To brew an herbal tea rinse to cleanse or treat your puppy’s wound you just need some dried or fresh herbal tea. It’s best to find an herb or tea that has natural healing properties such as Chamomile or St. John’s Wort. You just need to use 2 teaspoons of the dried, or fresh herb per cup of boiling water. Add the herb or the tea to the boiling water and allow it to steep for the recommended length of time. Be sure to refrigerate the mixture first. If it's too hot it can burn your dog and actually make the wound worse. After it's at the appropriate temperature simply apply it as needed.
Vinegar, in particular apple cider vinegar, has long been used for first aid.

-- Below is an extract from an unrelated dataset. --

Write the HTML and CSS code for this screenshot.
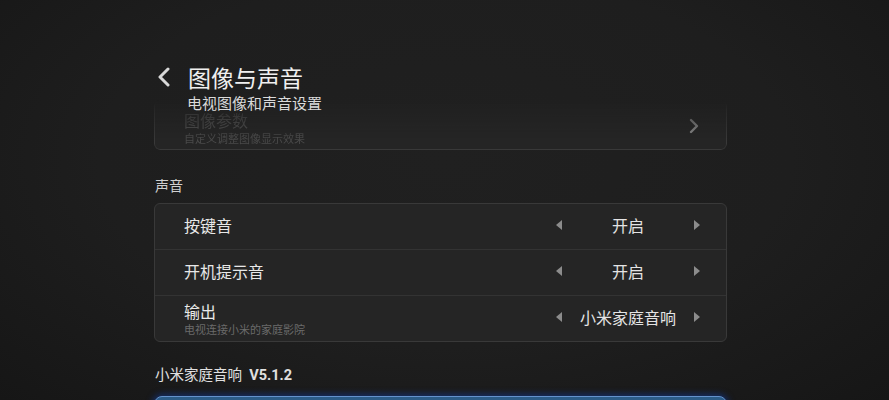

Vinegar has been used to treat minor dog wounds because not only does it have the ability to disinfect the area, and wash away unwanted fur and debris, it also has a soothing effect on the dog's coat. On top of adding some shine to your dog’s coat, vinegar can also help relieve itchy skin around the wound. Apple cider vinegar is even more efficient because it will keep fleas and ticks away from your dogs open wound which they will obviously appreciate.
To create a vinegar rinse for your doggy simply add 2 tablespoons of apple cider vinegar to one quart of water. Allow the mixture time to mix or give it a shake or stir depending on the container. Once the mixture is ready to go, simply apply it to the area around your dog’s wound. There’s no need to dry the solution away, simply allow it to air dry to get the best results from the solution.

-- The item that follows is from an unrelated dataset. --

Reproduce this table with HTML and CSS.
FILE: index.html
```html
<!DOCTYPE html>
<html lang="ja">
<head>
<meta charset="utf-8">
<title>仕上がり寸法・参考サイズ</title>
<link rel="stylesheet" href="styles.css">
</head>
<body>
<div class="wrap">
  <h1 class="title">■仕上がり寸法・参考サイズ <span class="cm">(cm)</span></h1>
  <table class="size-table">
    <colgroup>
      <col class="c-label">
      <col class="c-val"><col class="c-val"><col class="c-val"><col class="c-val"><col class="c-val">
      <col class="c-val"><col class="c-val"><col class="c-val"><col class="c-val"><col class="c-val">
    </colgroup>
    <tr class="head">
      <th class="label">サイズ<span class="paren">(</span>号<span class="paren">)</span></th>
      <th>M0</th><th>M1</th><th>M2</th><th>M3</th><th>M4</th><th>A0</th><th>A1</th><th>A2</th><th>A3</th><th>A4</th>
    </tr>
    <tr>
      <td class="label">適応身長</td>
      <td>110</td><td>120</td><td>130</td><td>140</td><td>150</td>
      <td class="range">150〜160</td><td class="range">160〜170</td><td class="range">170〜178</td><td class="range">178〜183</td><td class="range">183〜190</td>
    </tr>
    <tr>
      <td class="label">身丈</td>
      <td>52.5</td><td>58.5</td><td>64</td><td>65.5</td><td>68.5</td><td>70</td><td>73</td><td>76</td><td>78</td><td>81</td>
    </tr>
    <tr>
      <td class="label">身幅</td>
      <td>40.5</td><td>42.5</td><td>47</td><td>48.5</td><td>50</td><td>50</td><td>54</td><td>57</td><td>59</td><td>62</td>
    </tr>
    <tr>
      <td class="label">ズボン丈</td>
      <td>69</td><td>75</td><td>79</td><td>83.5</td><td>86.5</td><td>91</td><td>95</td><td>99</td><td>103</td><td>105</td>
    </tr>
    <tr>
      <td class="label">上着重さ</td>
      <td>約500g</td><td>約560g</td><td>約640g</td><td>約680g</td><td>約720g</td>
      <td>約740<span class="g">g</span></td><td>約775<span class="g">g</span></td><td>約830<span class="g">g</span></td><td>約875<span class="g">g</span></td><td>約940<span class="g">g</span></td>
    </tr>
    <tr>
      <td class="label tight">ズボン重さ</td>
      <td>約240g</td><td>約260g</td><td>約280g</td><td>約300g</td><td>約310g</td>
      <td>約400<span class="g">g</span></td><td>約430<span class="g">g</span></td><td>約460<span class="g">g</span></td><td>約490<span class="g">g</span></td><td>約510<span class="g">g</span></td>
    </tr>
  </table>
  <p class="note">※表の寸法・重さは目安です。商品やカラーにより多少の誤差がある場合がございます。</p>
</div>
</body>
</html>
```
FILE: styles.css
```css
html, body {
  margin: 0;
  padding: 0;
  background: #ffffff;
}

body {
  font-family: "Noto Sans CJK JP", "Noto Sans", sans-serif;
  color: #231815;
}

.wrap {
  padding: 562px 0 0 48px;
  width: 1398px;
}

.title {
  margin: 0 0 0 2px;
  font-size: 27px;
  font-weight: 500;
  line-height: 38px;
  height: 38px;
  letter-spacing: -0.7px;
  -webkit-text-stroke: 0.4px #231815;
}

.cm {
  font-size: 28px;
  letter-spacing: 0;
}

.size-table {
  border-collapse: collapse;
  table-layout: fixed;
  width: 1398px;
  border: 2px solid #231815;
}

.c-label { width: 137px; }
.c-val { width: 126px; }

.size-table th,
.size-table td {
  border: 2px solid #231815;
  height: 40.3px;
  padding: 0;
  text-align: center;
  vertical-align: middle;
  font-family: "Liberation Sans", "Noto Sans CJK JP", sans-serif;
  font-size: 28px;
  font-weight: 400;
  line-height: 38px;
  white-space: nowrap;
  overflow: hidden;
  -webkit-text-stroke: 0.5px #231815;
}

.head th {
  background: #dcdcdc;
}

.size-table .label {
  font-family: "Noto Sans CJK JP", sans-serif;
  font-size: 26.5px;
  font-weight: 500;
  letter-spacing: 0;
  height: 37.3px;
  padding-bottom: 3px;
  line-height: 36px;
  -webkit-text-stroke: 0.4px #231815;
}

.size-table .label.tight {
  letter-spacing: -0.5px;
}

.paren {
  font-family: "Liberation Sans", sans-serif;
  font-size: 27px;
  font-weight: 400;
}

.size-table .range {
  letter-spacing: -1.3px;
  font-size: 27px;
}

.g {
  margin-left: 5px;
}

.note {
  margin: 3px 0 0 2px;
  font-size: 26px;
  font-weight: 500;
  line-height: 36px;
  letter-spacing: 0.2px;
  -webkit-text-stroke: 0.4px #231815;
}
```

Shaving or cutting off the fur in the surrounding area is helpful in minimizing the wound’s contact with dirt and makes it easier to clean the wound on a regular basis. To do this, first apply a water lubricant—PetMD recommends KY Jelly over Vaseline—then use a razor, electric clipper, or scissors to cut away the hair near the wound.
After shaving away your dogs hair, wipe away the remaining lubricant and hair with a dry cloth, and then simply apply the antiseptic of your choice.

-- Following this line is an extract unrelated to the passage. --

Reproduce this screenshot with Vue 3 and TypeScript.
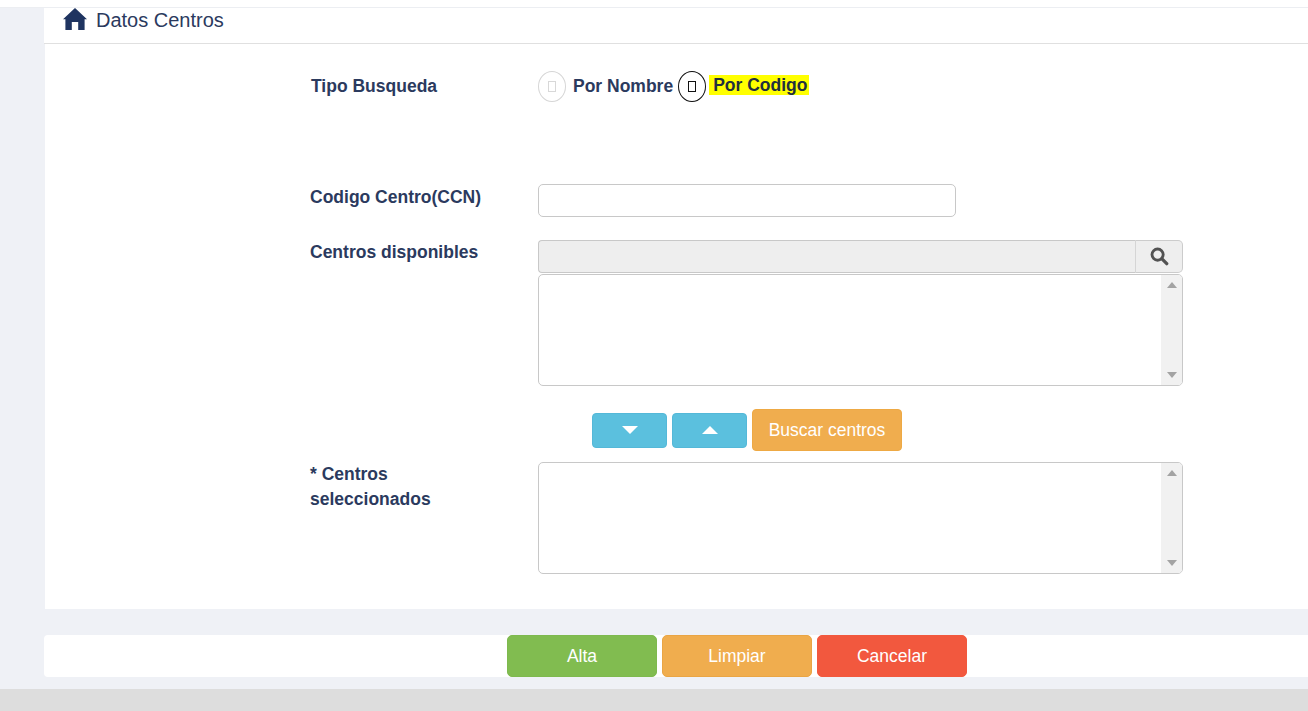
<script setup lang="ts">
const actions = [
  { label: 'Alta', tone: 'green' },
  { label: 'Limpiar', tone: 'orange' },
  { label: 'Cancelar', tone: 'red' },
]
</script>

<template>
  <div class="page">
    <div class="topstrip"></div>
    <div class="body">
      <section class="panel">
        <header class="head">
          <svg class="home" viewBox="0 0 24 22" aria-hidden="true">
            <path d="M12 0 0 11.3h2.4V22h6.4v-8h6.4v8h6.4V11.3H24z" fill="#1f3460" />
          </svg>
          <span>Datos Centros</span>
        </header>
        <div class="form">
          <div class="row r-type">
            <label class="lab lab-type">Tipo Busqueda</label>
            <div class="radios">
              <span class="radio"><i></i></span>
              <span class="opt">Por Nombre</span>
              <span class="radio on"><i></i></span>
              <span class="opt mark">Por Codigo</span>
            </div>
          </div>
          <div class="row r-code">
            <label class="lab">Codigo Centro(CCN)</label>
            <input class="text" type="text" />
          </div>
          <div class="row r-avail">
            <label class="lab">Centros disponibles</label>
            <div class="field">
              <div class="search">
                <div class="search-in"></div>
                <button class="search-btn" type="button">
                  <svg viewBox="0 0 20 20" width="19" height="19" aria-hidden="true">
                    <circle cx="8" cy="8" r="5.9" fill="none" stroke="#525252" stroke-width="3" />
                    <path d="m12.6 12.6 5 5" stroke="#525252" stroke-width="3.4" stroke-linecap="round" />
                  </svg>
                </button>
              </div>
              <div class="list">
                <div class="scroll"><b class="up"></b><b class="down"></b></div>
              </div>
            </div>
          </div>
          <div class="row r-btns">
            <span></span>
            <div class="movers">
              <button class="mv" type="button"><b class="tri-d"></b></button>
              <button class="mv" type="button"><b class="tri-u"></b></button>
              <button class="find" type="button">Buscar centros</button>
            </div>
          </div>
          <div class="row r-sel">
            <label class="lab lab-sel">* Centros seleccionados</label>
            <div class="list">
              <div class="scroll"><b class="up"></b><b class="down"></b></div>
            </div>
          </div>
        </div>
      </section>
      <footer class="foot">
        <button v-for="a in actions" :key="a.label" class="act" :class="a.tone" type="button">{{ a.label }}</button>
      </footer>
    </div>
    <div class="bottom"></div>
  </div>
</template>

<style scoped>
.page {
  width: 1308px;
  height: 711px;
  overflow: hidden;
  display: flex;
  flex-direction: column;
  background: #eff1f6;
  font-family: "Liberation Sans", Arial, sans-serif;
  color: #2b3a5e;
}
.topstrip { background: #fff; border-bottom: 1px solid #eceef2; height: 7px; }
.body { flex: 1; padding-left: 44px; display: flex; flex-direction: column; }
.panel { height: 601px; display: flex; flex-direction: column; }
.head {
  height: 36px;
  box-sizing: border-box;
  background: #fff;
  border-bottom: 1px solid #e0e0e0;
  padding-left: 19px;
  display: flex;
  align-items: flex-start;
  font-size: 20px;
  line-height: 24px;
  gap: 9px;
}
.home { width: 24px; height: 22px; }
.form { flex: 1; margin-left: 1px; padding-left: 265px; background: #fff; }
.row { display: grid; grid-template-columns: 228px 645px; }
.lab { font-size: 17.5px; font-weight: 700; line-height: 25px; color: #2b3a5e; }
.r-type { padding-top: 27px; height: 140px; box-sizing: border-box; }
.lab-type { padding-left: 1px; padding-top: 3px; }
.radios { display: flex; align-items: flex-start; font-size: 17.5px; font-weight: 700; line-height: 20px; }
.radio {
  width: 28px; height: 31px; box-sizing: border-box;
  border: 1px solid #d6d6d6; border-radius: 50%;
  display: flex; align-items: center; justify-content: center;
}
.radio i { width: 6px; height: 9px; border: 1px solid #d8d8d8; display: block; }
.radio.on { border-color: #111; margin-left: 5px; }
.radio.on i { border-color: #111; }
.opt { margin-top: 5px; margin-left: 7px; }
.mark { background: #ffff00; color: #222f3f; padding: 0 2px 0 4px; margin-left: 3px; margin-top: 4px; height: 20px; }
.r-code { height: 56px; }
.r-code .lab { padding-top: 1px; }
.text {
  width: 418px; height: 33px; box-sizing: border-box;
  border: 1px solid #c8c8c8; border-radius: 5px; background: #fff; padding: 0; margin: 0;
}
.r-avail { height: 169px; }
.field { display: flex; flex-direction: column; gap: 1px; }
.search { display: flex; height: 33px; }
.search-in {
  flex: 1; box-sizing: border-box; height: 33px;
  background: #eeeeee; border: 1px solid #c8c8c8; border-radius: 4px 0 0 4px; border-right-color: #d5d5d5;
}
.search-btn {
  width: 48px; height: 33px; margin-left: -1px; padding: 0; box-sizing: border-box;
  background: #eeeeee; border: 1px solid #cccccc; border-left-color: #d5d5d5; border-radius: 0 5px 5px 0;
  display: flex; align-items: center; justify-content: center;
}
.list {
  position: relative; height: 112px; box-sizing: border-box;
  border: 1px solid #c8c8c8; border-radius: 5px; background: #fff; overflow: hidden;
}
.scroll { position: absolute; top: 0; right: 0; bottom: 0; width: 21px; background: #f1f1f1; }
.up, .down { position: absolute; left: 6px; width: 0; height: 0; border-left: 5px solid transparent; border-right: 5px solid transparent; }
.up { top: 7px; border-bottom: 6px solid #a3a3a3; }
.down { bottom: 7px; border-top: 6px solid #a3a3a3; }
.r-btns { height: 53px; }
.movers { display: flex; align-items: center; gap: 5px; padding-left: 54px; height: 42px; }
.mv {
  width: 75px; height: 35px; padding: 0; border: 1px solid #54b8d8; border-radius: 4px; background: #5bc0de;
  display: flex; align-items: center; justify-content: center;
}
.tri-d { width: 0; height: 0; border-left: 8.5px solid transparent; border-right: 8.5px solid transparent; border-top: 8px solid #fff; }
.tri-u { width: 0; height: 0; border-left: 8.5px solid transparent; border-right: 8.5px solid transparent; border-bottom: 8px solid #fff; }
.find {
  width: 150px; height: 42px; padding: 0; border: 1px solid #eea944; border-radius: 4px; background: #f0ad4e;
  color: #fff; font: 17.5px "Liberation Sans", Arial, sans-serif;
}
.r-sel .lab-sel { width: 150px; }
.foot {
  margin-top: 26px; height: 42px; background: #fff; border-radius: 4px 0 0 4px;
  display: flex; gap: 5px; padding-left: 463px;
}
.act {
  width: 150px; height: 42px; padding: 0; border-radius: 5px; color: #fff;
  font: 17.5px "Liberation Sans", Arial, sans-serif; border: 1px solid transparent;
}
.green { background: #81bc50; border-color: #7eb94e; }
.orange { background: #f0ad4e; border-color: #eaa544; }
.red { background: #f2583e; border-color: #f2583e; }
.bottom { height: 22px; background: #dddddd; }
</style>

PetMD also suggests applying an antimicrobial treatment to your dog’s wound in addition to an antiseptic, particularly referencing those that contain bacitracin. Fauna Care First Aid Spray is a good choice, as it uses bacitracin and zinc oxide as its two key ingredients in combating infection and can be applied easily. You also won’t be as likely to run into the trouble of your dog licking off the treatment.
To keep the wound clean, clean debris away and apply the antiseptic and antimicrobial treatment two to three times a day until the wound heals.
At all costs, prevent your dog from licking the wound. Even though dog saliva can stifle the growth of some types of bacteria, the friction caused by licking can aggravate a wound’s healing process. There’s also a good chance that your dog’s mouth contains its own host of germs. Use an Elizabethan or E-collar if necessary. Your dog probably won’t thank you for it, but that’s ok.
Overall, there are several available at home treatments and remedies for whatever wound or injury your canine confidant has contracted. It’s important to remember to keep a wound clean and free of outside dirt and debris to prevent irritation, infection, or inflammation. Remember to use antiseptic and antimicrobial ointments whenever available. But above all, listen to your veterinarian and follow their medical advice whenever a doubt arises in how to best care for your dog. After all, the goal is to keep them happy, healthy, and heart warming for as long as possible.